On December 5, 2007, SCE served updated testimony reflecting several changes to the estimated costs of its project, and shortly thereafter provided parties with updated work papers. According to DRA, representatives of SCE, TURN, and DRA (the main parties active in this proceeding) met and conferred, and agreed on a proposed schedule that they believed would provide DRA and TURN with sufficient opportunity to analyze the changes to SCE's testimony and address these changes in their own opening testimony.
On December 24, 2007, the assigned ALJ issued a ruling extending the schedule to allow parties sufficient time to review SCE's updated testimony and prepare rebuttal testimony. The extended schedule also adjusted the dates for hearings and briefs.
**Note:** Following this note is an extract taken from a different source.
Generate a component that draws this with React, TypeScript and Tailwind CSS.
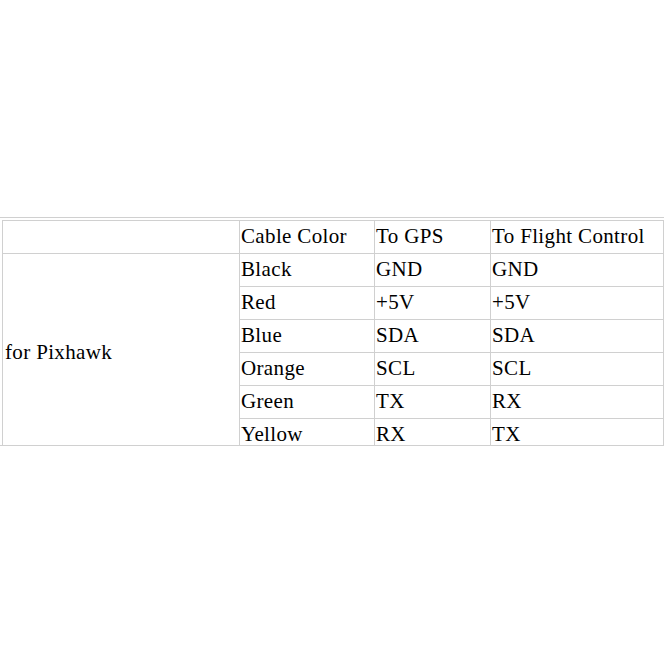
const ROWS = [
  { color: 'Black', gps: 'GND', fc: 'GND' },
  { color: 'Red', gps: '+5V', fc: '+5V' },
  { color: 'Blue', gps: 'SDA', fc: 'SDA' },
  { color: 'Orange', gps: 'SCL', fc: 'SCL' },
  { color: 'Green', gps: 'TX', fc: 'RX' },
  { color: 'Yellow', gps: 'RX', fc: 'TX' },
];

const cell = 'border border-[#d0d0d0] pl-[1px] align-middle whitespace-nowrap';

export default function App() {
  return (
    <div className="w-[664px] h-[664px] bg-white pt-[217px] text-[21px] tracking-[0.35px] text-black font-['Liberation_Serif',serif]">
      <div className="h-[229px] overflow-hidden border-y border-[#d0d0d0]">
        <table className="mt-[2px] ml-[2px] w-[661px] table-fixed border-collapse">
          <colgroup>
            <col className="w-[237px]" />
            <col className="w-[135px]" />
            <col className="w-[116px]" />
            <col className="w-[173px]" />
          </colgroup>
          <tbody>
            <tr className="h-[33px]">
              <td className={cell}></td>
              <td className={cell}>Cable Color</td>
              <td className={cell}>To GPS</td>
              <td className={cell}>To Flight Control</td>
            </tr>
            {ROWS.map((r, i) => (
              <tr key={r.color} className="h-[33px]">
                {i === 0 && (
                  <td rowSpan={6} className={cell + ' pl-[2px]'}>
                    for Pixhawk
                  </td>
                )}
                <td className={cell}>{r.color}</td>
                <td className={cell}>{r.gps}</td>
                <td className={cell}>{r.fc}</td>
              </tr>
            ))}
          </tbody>
        </table>
      </div>
    </div>
  );
}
On March 10, 2008, SCE filed two motions, one for adoption of a settlement agreement between SCE and DRA, and one for adoption of numerous stipulations between SCE and TURN. All items contained in the stipulations between SCE and TURN are also contained in the settlement agreement filed the same day, but unlike the settlement agreement, the stipulations do not represent an agreement to resolve all contested issues in the case.6 Hearings addressing the testimony and the settlement agreement were held from March 12-14, 2008. Parties filed opening briefs on third party metering issues, as well as separate briefs on the rest of the issues in the case, on April 4, 2008;7 most parties filed reply briefs on April 18, 2008.8
1 Order Instituting Rulemaking (R.) 02-06-001, p. 1.
2 Joint Assigned Commissioner and Administrative Law Judge Ruling dated February 19, 2004 in R.02-06-001, p. 5.
3 D.06-07-027, p. 9.
4 PG&E later revised the upgrade costs to $572 million.
5 AMI consists of both metering and communications infrastructure.
6 RT 5, Janet Combs: "There are more points agreed to in the settlement with DRA than are agreed to in the stipulations, but all of the points that are agreed to in the stipulations are also contained in the settlements."
7 DRA, TURN and SCE filed opening briefs on the settlement agreement and related issues, and SCE, SoCalGas, and DRA filed additional briefs related solely to issues of third-party metering.
8 TURN and SCE filed reply briefs on the settlement agreement and related issues, and SCE and SoCalGas filed additional reply briefs related solely to issues of third-party metering.